Whether or not one agrees with Congdon’s framing of “The Golden Age” of sports–and there are elements of a “things were better back in my day” ethos—it is true that sportswriting today is much different than it was in the heyday of Povich, Heinz and the rest.

In 1994, Povich explained one of the key differences between modern sports journalism and it’s mid-20th century counterpart: players and journalists no longer run in the same social circles.

In baseball’s early and less-monied days…[players and writers] stayed together and      ate together in the same little hotels, called each other by first names, and were          uninhibited by lengthy instructions from PR departments. Today ‘access’ is the    buzzword. Yankees players are not approached, they are ‘accessed.’”

As Congdon notes at length, an important shared experience for both the “fraternity” of writers and many of the athletes they covered (as well as the country as a whole) was living through–and, for some, taking part in–two world wars. Rice served in World War I, while Smith and Povich worked as war correspondents 25 years later.

The author details how Heinz especially was changed by his time covering the war, and how it changed his reporting upon his return to the press box.

[New York Giants quarterback Marion] Pugh had just returned from [World War II], during which he had participated in the Battle of Hürtgen Forest. He was stunned to    learn that Heinz had also been there…The experiences the two men shared created a bond between them, the kind Heinz was always to form with athletes who had taken part in what General Eisenhower called the ‘crusade in Europe.’” 

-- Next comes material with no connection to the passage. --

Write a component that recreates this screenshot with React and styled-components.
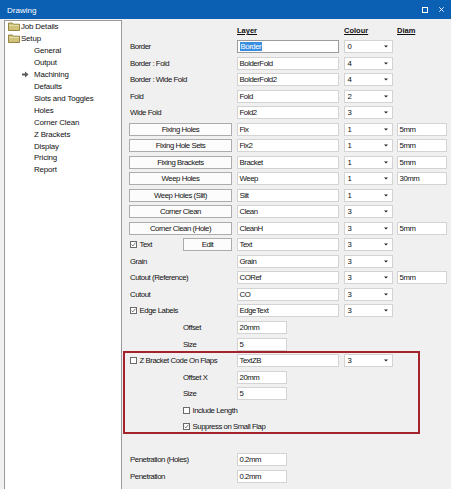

The interruptions for wartime did made Congdon’s Golden Age a unique era in sports journalism. Whether it was the best era, an era in which its writers “elevated sports to a level that has never been equaled and probably never will be,” as Congdon claims, is a matter of far more debate. In his attempt to prove his point, the author submits some sublime wordsmithing from the book’s principal writers for the readers’ consideration. For example, Povich opined in 1975 that baseball is superior to football because football does not have

“A single art form to compare with the ballet of baseball’s double play at second base,    with its routine of catch, tag, pivot, relay, and safe landing against 190 pounds of   incoming spikes.”

The book is filled with nuggets of writing such as that; those that have not only impeccable word choice, but also a rhythm that evokes poetry. By the end of the book, most readers will likely be joining Congdon to lament the end of the era that produced such writing.

Though its final pages are more than a little heavy-handed in their rebuke of the current sporting landscape, the book makes up for it with a look at some of the 20th century’s most important sporting moments through the eyes of the era’s best writers.